◆ What is being asked: Report back each line of the records that contains the string "React".

---- Given data

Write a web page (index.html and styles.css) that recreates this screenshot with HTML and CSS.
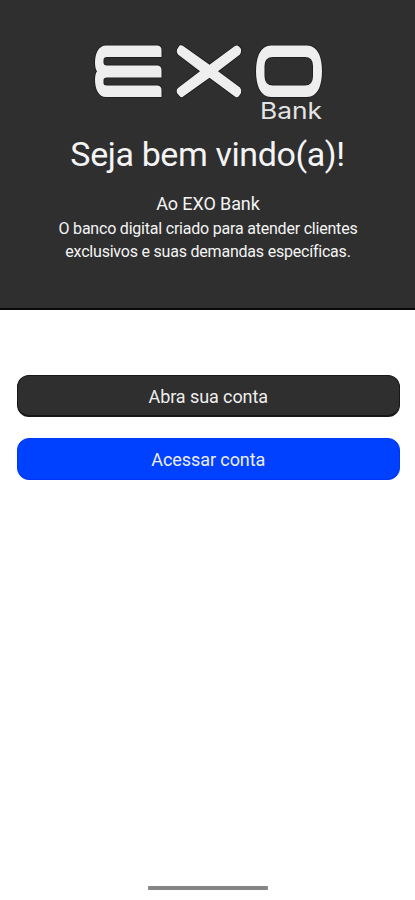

--------
---- Given data

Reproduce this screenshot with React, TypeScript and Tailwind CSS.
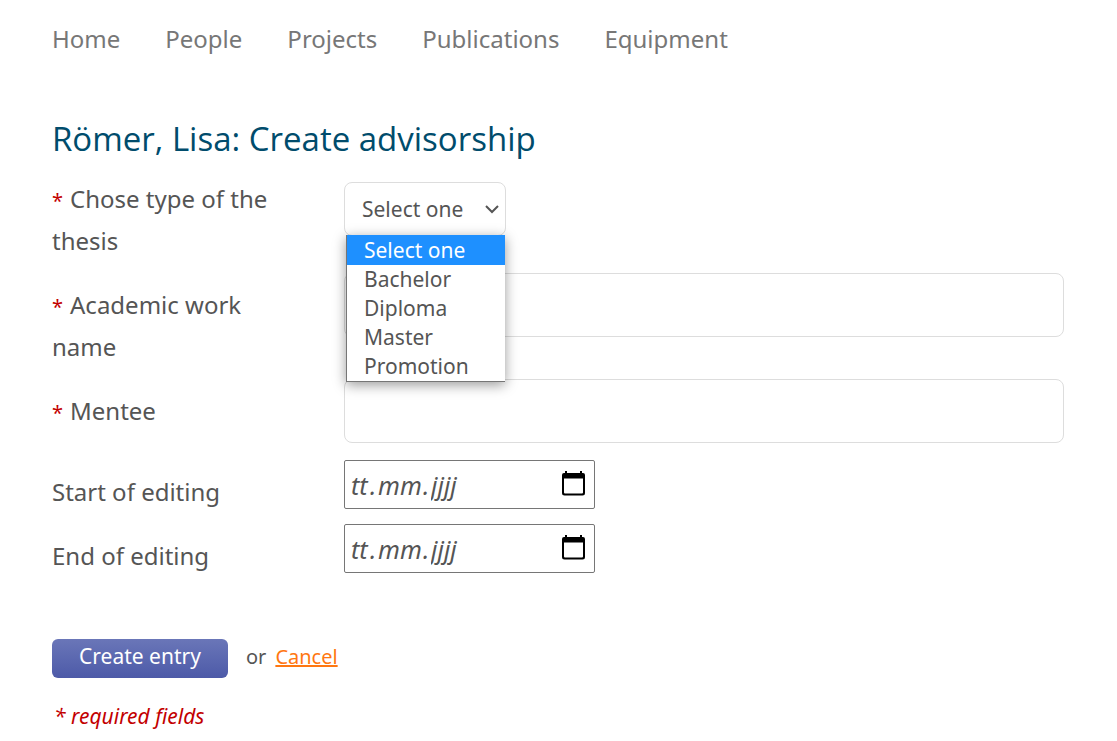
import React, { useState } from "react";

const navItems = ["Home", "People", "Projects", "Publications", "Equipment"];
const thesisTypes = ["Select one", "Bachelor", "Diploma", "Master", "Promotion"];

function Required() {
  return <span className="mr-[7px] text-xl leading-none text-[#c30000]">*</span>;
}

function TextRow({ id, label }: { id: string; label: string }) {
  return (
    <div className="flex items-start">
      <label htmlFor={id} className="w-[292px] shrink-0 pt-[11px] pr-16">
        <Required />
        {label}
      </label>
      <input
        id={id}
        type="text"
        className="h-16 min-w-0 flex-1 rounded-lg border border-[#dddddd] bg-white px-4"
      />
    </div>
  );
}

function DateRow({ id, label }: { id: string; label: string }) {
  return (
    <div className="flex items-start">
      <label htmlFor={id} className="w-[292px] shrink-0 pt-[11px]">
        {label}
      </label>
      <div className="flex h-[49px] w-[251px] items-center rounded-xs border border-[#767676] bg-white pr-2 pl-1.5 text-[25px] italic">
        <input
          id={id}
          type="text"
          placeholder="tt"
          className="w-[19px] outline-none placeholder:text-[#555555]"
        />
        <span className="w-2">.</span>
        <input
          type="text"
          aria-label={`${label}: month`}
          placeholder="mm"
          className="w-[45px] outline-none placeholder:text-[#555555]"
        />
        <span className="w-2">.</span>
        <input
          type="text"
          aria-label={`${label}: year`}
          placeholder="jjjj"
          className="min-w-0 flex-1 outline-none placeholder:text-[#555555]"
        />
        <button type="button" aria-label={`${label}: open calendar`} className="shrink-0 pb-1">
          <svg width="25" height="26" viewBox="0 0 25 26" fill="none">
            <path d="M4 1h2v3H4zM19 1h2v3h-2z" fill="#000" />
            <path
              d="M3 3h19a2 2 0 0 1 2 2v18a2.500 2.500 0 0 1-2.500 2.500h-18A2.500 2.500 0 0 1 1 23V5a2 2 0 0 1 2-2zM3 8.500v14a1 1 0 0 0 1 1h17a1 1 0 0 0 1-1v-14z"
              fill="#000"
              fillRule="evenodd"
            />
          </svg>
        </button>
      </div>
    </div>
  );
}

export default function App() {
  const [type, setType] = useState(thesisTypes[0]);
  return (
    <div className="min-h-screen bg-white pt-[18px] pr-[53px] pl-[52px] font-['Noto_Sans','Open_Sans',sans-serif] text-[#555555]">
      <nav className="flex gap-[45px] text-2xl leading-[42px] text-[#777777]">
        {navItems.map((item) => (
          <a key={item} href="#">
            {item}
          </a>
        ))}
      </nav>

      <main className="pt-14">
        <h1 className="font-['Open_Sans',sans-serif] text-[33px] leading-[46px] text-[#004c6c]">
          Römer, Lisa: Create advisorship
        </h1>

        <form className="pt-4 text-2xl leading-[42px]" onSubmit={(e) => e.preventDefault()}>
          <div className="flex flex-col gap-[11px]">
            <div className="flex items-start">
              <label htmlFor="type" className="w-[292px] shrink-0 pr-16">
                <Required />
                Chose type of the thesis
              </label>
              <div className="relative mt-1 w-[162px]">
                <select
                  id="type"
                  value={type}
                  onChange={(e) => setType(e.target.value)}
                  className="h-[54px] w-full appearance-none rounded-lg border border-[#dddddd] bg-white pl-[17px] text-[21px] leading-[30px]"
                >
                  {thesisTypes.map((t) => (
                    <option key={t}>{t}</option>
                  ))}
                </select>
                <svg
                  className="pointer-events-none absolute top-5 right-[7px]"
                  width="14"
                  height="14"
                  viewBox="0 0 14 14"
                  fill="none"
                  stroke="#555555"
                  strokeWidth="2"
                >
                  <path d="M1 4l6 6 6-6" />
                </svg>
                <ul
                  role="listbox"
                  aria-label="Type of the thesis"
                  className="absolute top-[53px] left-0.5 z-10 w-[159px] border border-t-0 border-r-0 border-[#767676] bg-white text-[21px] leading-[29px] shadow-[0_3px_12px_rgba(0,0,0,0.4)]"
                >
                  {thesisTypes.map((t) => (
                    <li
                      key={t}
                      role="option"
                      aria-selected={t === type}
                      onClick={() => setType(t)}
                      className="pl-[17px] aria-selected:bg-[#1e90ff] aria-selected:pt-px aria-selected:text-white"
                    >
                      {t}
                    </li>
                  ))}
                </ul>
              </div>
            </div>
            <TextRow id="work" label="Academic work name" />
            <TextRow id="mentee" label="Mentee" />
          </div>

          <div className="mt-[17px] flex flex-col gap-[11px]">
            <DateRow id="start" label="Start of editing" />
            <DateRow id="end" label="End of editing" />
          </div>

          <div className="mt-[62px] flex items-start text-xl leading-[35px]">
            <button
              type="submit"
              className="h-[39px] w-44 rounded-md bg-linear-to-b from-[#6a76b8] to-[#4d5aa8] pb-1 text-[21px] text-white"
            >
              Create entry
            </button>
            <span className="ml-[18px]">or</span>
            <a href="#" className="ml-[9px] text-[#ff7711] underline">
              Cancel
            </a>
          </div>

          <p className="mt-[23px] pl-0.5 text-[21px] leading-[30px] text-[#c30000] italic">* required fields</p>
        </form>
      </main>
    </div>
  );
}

--------
---- Given data

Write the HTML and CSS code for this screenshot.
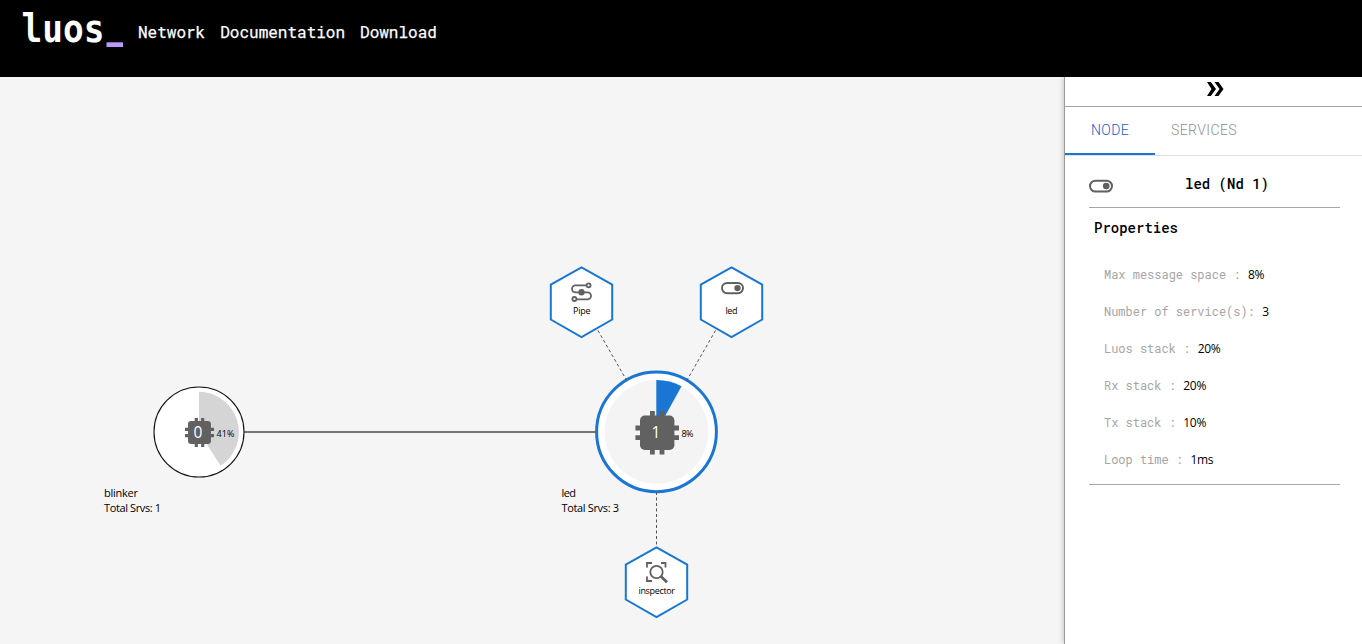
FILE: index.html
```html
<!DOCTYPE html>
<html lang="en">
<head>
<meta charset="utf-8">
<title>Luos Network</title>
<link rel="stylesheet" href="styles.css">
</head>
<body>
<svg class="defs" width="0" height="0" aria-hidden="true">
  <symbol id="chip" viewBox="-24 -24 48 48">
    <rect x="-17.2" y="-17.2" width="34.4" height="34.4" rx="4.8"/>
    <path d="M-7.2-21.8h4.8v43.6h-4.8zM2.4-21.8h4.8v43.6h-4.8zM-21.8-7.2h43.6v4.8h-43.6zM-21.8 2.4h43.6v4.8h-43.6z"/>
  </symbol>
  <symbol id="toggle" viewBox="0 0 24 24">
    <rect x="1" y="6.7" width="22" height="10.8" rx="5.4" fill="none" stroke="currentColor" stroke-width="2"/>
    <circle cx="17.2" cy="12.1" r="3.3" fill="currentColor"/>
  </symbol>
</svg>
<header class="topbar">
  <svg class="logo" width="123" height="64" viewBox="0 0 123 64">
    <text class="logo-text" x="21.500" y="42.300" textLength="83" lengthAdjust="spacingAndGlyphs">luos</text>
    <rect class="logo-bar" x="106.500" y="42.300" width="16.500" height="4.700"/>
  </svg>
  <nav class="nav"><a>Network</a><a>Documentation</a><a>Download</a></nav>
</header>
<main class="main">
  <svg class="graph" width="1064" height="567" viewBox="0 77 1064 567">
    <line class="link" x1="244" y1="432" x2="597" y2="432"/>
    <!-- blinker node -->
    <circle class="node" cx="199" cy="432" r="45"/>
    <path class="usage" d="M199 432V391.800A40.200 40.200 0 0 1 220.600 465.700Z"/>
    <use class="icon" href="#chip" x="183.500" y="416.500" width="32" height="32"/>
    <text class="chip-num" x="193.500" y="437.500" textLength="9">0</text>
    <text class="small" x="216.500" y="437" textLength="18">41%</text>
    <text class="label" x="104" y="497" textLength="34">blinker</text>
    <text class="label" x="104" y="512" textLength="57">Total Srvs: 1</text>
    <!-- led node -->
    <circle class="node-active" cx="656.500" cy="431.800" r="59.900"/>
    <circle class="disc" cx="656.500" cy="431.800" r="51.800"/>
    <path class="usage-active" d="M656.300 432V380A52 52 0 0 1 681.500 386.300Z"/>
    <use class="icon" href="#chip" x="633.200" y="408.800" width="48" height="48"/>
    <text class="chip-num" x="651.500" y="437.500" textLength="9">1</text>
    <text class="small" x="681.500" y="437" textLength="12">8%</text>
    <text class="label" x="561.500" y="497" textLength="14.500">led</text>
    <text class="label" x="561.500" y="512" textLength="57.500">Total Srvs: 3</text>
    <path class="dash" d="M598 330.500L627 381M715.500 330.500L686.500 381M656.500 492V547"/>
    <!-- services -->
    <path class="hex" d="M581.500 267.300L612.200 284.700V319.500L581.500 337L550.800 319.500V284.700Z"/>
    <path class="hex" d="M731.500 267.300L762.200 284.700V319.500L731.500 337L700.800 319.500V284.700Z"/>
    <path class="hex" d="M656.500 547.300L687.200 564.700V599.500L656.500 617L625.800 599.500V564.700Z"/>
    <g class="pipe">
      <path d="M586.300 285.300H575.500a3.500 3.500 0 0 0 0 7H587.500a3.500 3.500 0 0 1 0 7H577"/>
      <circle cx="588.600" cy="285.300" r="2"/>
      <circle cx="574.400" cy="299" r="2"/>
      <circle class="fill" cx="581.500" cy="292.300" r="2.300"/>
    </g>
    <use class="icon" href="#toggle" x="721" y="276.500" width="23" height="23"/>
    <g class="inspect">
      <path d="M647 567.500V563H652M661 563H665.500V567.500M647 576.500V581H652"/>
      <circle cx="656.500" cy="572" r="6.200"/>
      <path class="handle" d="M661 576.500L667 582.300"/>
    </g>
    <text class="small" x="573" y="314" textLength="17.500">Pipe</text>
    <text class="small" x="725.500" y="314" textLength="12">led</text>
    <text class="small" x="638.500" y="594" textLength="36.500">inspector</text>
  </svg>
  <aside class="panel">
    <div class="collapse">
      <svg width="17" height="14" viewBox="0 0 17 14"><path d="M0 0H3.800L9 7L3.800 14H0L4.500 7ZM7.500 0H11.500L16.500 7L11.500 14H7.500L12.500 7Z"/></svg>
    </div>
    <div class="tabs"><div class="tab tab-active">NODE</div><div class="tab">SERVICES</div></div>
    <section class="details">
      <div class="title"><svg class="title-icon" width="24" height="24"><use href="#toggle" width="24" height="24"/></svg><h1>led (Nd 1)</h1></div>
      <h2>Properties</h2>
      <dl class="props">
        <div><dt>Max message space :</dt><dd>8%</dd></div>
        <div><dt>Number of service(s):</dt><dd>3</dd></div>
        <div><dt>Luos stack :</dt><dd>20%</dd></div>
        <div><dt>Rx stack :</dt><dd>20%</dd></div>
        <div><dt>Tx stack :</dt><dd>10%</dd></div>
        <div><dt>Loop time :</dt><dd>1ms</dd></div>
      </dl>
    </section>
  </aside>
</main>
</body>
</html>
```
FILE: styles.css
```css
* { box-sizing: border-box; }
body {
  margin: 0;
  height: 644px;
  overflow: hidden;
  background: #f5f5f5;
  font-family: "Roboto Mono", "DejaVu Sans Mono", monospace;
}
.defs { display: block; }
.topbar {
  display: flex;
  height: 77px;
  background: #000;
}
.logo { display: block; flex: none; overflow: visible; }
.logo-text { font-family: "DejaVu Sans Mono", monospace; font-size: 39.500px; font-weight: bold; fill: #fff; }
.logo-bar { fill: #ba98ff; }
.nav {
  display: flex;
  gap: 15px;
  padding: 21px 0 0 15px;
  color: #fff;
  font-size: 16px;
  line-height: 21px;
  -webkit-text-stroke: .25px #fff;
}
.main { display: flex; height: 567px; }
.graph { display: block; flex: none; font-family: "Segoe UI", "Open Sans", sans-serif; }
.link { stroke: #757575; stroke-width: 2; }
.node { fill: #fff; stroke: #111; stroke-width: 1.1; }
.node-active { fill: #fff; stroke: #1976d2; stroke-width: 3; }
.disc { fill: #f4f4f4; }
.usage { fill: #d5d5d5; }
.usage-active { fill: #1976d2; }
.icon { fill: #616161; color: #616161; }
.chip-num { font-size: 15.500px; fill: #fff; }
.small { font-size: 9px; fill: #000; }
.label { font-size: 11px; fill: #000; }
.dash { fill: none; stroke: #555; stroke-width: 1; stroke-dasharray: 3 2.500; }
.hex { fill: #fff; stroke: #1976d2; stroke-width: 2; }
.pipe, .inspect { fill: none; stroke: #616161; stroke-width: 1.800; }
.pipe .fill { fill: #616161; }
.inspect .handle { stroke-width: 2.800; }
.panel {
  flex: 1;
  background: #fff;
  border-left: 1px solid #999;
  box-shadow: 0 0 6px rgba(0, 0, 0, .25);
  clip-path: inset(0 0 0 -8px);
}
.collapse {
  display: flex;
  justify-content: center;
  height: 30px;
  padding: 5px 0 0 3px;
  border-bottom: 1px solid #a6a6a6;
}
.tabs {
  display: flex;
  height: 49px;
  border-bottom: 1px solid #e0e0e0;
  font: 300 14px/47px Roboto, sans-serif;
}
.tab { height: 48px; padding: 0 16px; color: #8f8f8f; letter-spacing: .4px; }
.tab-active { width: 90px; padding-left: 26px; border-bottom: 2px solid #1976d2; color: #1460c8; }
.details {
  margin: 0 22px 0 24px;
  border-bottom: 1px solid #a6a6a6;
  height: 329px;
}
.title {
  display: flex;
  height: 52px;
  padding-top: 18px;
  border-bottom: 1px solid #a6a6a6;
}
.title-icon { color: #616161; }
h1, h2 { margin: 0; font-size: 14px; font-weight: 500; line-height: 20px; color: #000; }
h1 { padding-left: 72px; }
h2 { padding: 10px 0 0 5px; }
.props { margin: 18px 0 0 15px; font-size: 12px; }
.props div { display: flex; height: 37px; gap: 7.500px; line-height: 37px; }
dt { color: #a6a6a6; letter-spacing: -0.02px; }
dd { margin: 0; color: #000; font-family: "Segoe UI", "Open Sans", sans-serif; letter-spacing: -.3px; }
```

--------

◆ Written answer:
Reproduce this screenshot with React, TypeScript and Tailwind CSS.
import React, { useState } from "react";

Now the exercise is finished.